Saturday, August 28, 2010

Broken Flowers

Broken Flowers; drama / art-film, USA / France, 2005; D: Jim Jarmusch, S: Bill Murray, Jeffrey Wright, Frances Conroy, Sharon Stone, Julie Delpy, Jessica Lange, Tilda Swinton, Alexis Dziena, Julie Delpy
Don Johnston, a secluded middle-aged womanizer, receives an anonymous pink letter that informs him that he has a 19-year old son. Upon the insistence of his neighbor Winston, obsessed with detective stories, Don starts an odyssey to visit his five former girlfriends whom could be the mothers of his potential son. He meets Laura, Carmen, Dora, Penny and one deceased, Michelle, but doesn't discover anything. Returning to his home town, he meets a 19-year old lad, but neither he is his son.

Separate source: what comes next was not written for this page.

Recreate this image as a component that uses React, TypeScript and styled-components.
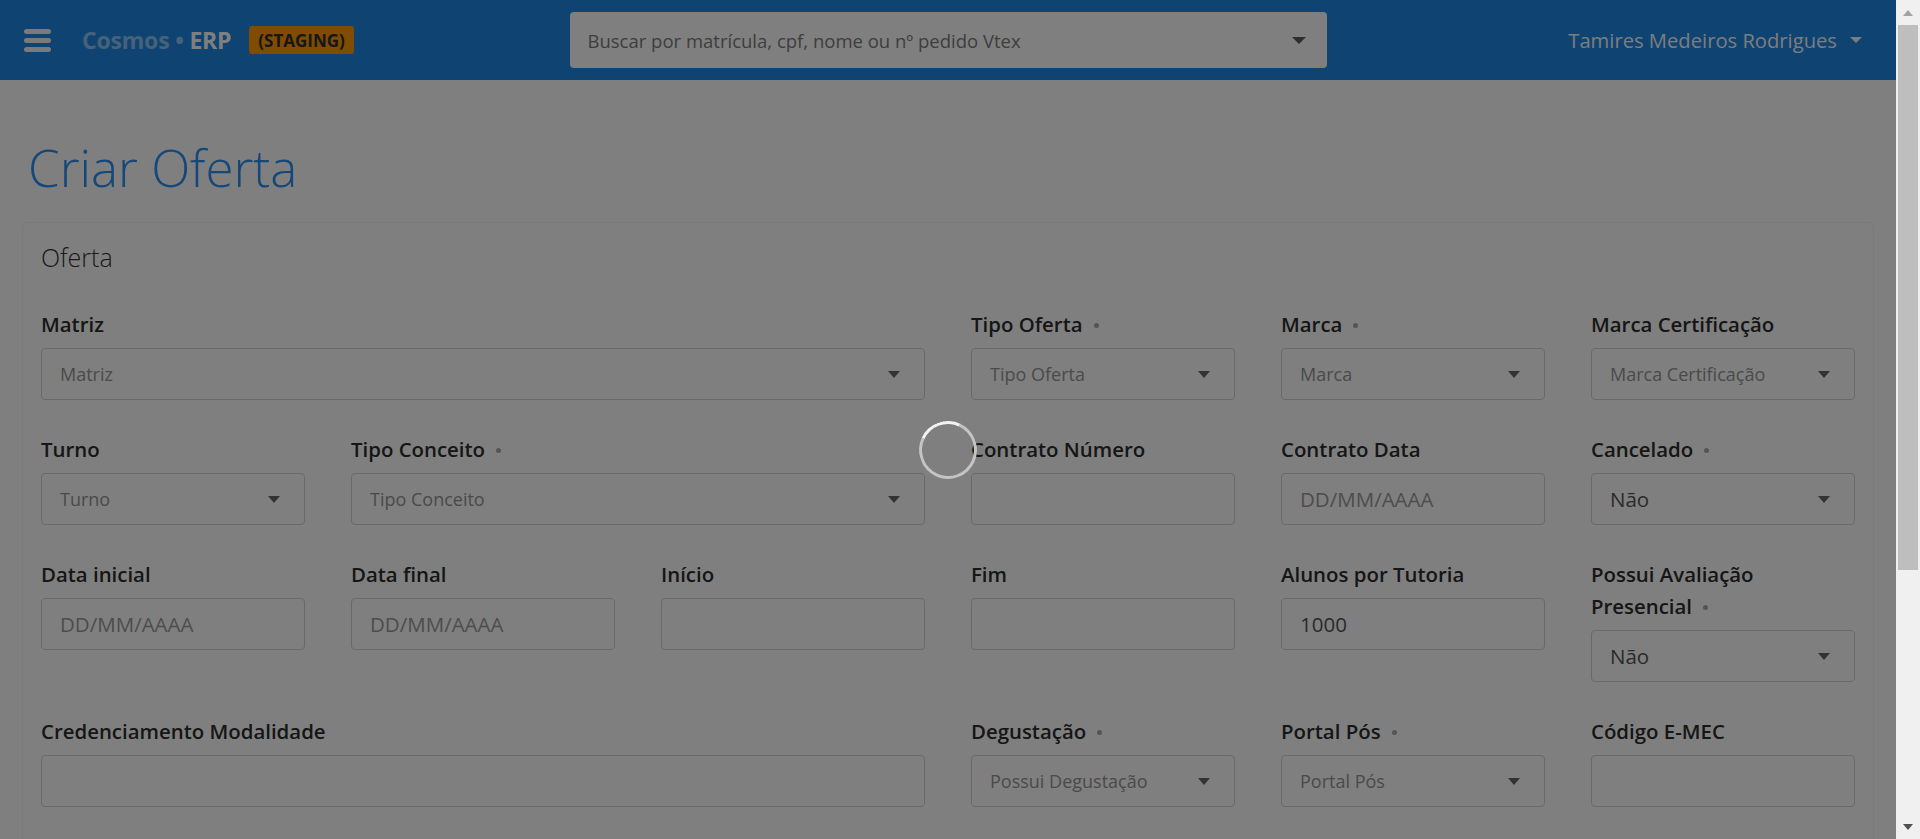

Even though "Broken Flowers" has a more beautiful title than the film as a whole, it is still a poetic achievement that stimulates the viewers to think. Jim Jarmusch is neither Kieslowski, nor Antonioni, nor Ozu, but he is still a talented film maker who knows how to make a demanding minimalistic film with an esoteric mood. The exposition of "Flowers" abounds with subtle details and ideas - for instance, when Don takes off the ball from the tree of his neighbor's children on his way to him or the shot of dead flowers in the vase - whereas Bill Murray's and Jeffrey Wright's characters are excellent antipodes to each other: Winston is poor, but has a wife and many kids who love him, whereas Don is rich, respectful and has many girlfriends, but none of his relationships worked for life and he is alone and empty. The complaints of some critics (a too slow rhythm, underdeveloped characters of Don's former lovers) stand, but one can hardly dispute the quality of the symbolical drama (mostly showing how the protagonist was disappointed with the fact that his once wonderful Don Juan life was slowly replaced with sterile living. Even the unnecessary nude scene by Lolita actually makes sense: he saw the youth in her, which reminded him of her mother, who was once his lover, and this bitter reality of change frightens him to almost leave the house before he meets her again), mostly due to the deliberately mysterious context. Namely, the ending is deliberately ambiguous, resulting in Don starting to suspect if he actually exists or not. The solution of the secret was never the point of the film, though, but Don's transition from passive to active existence.